* **DATA FOR PROCESSING**:
BEGIN
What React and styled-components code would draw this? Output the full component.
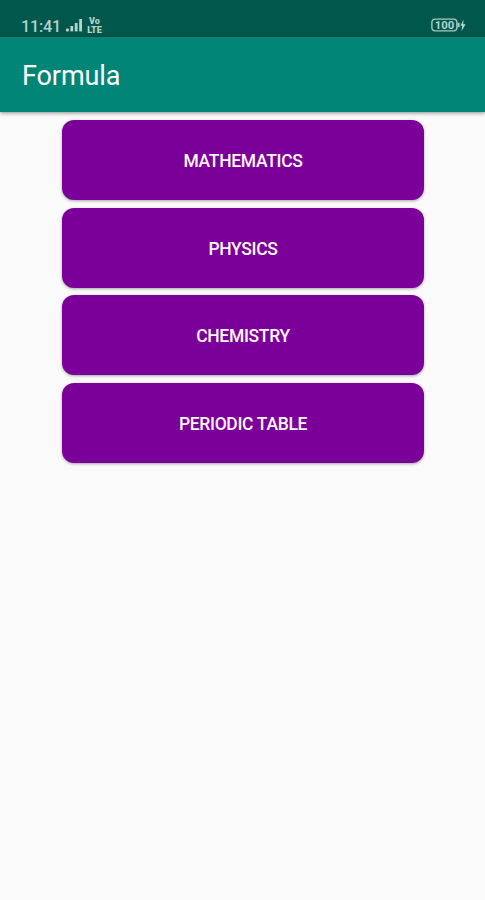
END
BEGIN
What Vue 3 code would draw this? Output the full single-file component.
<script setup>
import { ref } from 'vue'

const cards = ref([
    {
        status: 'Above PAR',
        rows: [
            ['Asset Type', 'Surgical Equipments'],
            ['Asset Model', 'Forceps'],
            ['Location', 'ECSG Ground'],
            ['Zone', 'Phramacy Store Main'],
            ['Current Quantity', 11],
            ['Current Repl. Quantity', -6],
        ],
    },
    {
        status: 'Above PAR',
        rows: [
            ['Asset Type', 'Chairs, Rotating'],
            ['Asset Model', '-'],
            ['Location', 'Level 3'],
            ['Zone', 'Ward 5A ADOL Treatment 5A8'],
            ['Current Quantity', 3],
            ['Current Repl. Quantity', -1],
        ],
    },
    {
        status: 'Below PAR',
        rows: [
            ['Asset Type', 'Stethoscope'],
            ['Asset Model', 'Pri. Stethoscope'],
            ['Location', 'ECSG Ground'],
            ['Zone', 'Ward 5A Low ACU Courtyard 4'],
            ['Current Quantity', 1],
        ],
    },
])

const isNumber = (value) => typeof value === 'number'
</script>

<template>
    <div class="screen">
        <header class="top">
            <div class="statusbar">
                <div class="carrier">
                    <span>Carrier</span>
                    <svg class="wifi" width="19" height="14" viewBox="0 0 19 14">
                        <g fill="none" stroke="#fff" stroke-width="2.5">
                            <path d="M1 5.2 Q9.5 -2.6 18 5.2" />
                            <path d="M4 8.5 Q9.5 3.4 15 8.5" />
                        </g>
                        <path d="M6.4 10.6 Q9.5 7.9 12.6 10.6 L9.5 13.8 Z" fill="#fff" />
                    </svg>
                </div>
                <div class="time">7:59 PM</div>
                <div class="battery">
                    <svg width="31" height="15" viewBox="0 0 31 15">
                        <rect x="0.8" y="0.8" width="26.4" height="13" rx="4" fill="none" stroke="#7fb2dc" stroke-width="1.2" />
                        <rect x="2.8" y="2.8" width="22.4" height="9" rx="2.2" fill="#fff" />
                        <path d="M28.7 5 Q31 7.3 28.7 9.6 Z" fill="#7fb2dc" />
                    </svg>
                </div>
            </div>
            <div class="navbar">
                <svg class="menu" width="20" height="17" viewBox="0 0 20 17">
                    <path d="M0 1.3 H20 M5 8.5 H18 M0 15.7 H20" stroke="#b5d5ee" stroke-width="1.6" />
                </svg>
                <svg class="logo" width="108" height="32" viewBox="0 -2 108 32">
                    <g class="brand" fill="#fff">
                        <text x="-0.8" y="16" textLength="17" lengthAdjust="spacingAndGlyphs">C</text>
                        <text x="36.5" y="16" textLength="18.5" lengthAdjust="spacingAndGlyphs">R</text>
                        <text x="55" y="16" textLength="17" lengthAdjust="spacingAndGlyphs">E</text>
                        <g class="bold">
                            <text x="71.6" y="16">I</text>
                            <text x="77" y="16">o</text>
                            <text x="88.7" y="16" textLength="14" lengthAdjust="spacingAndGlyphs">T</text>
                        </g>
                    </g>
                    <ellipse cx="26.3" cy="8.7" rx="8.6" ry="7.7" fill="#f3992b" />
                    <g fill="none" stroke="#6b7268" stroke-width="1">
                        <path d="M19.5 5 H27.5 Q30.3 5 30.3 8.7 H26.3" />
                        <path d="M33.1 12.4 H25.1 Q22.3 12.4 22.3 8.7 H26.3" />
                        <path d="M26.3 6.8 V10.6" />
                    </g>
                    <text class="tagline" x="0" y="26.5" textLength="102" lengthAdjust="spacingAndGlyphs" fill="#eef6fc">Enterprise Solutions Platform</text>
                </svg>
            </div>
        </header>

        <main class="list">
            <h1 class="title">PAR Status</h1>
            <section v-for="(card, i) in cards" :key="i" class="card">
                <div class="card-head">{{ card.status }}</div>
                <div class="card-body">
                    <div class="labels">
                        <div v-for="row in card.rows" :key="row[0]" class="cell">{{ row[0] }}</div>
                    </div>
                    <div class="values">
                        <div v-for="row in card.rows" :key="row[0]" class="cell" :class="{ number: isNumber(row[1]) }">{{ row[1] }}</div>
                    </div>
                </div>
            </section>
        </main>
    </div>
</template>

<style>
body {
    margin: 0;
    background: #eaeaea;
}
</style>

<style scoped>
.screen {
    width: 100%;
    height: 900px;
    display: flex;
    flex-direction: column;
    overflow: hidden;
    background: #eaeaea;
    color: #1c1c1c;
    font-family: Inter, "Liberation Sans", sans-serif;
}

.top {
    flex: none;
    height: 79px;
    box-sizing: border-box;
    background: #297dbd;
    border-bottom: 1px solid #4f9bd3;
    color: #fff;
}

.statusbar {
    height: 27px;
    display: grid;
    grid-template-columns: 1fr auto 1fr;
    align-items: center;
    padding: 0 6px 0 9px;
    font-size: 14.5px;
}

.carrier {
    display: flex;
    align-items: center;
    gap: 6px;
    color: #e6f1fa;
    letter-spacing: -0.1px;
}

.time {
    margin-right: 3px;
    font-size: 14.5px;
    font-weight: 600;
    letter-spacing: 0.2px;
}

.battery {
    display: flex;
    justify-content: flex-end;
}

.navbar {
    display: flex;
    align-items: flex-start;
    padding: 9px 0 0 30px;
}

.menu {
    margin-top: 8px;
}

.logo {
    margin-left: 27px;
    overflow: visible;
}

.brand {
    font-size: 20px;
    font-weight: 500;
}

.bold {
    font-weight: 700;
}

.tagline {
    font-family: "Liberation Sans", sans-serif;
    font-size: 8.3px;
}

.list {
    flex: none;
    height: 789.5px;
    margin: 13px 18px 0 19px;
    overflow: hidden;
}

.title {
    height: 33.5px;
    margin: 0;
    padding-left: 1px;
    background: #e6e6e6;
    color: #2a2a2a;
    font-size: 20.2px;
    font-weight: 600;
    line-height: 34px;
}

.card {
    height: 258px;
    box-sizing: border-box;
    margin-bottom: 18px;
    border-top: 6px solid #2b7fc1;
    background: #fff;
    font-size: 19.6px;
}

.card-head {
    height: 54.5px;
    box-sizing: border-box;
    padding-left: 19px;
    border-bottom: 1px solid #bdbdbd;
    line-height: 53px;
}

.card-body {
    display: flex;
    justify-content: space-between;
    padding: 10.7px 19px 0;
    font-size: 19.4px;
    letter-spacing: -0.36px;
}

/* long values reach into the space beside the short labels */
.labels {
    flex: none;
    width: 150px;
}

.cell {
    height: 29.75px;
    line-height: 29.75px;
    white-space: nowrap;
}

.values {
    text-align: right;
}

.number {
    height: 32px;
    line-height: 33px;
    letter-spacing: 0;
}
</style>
END
* **INSTRUCTIONS FOR THE TASK**: Find all lines with "What" in them and copy each one.

* **RESPONSE TO THIS TASK**:
What React and styled-components code would draw this? Output the full component.
What Vue 3 code would draw this? Output the full single-file component.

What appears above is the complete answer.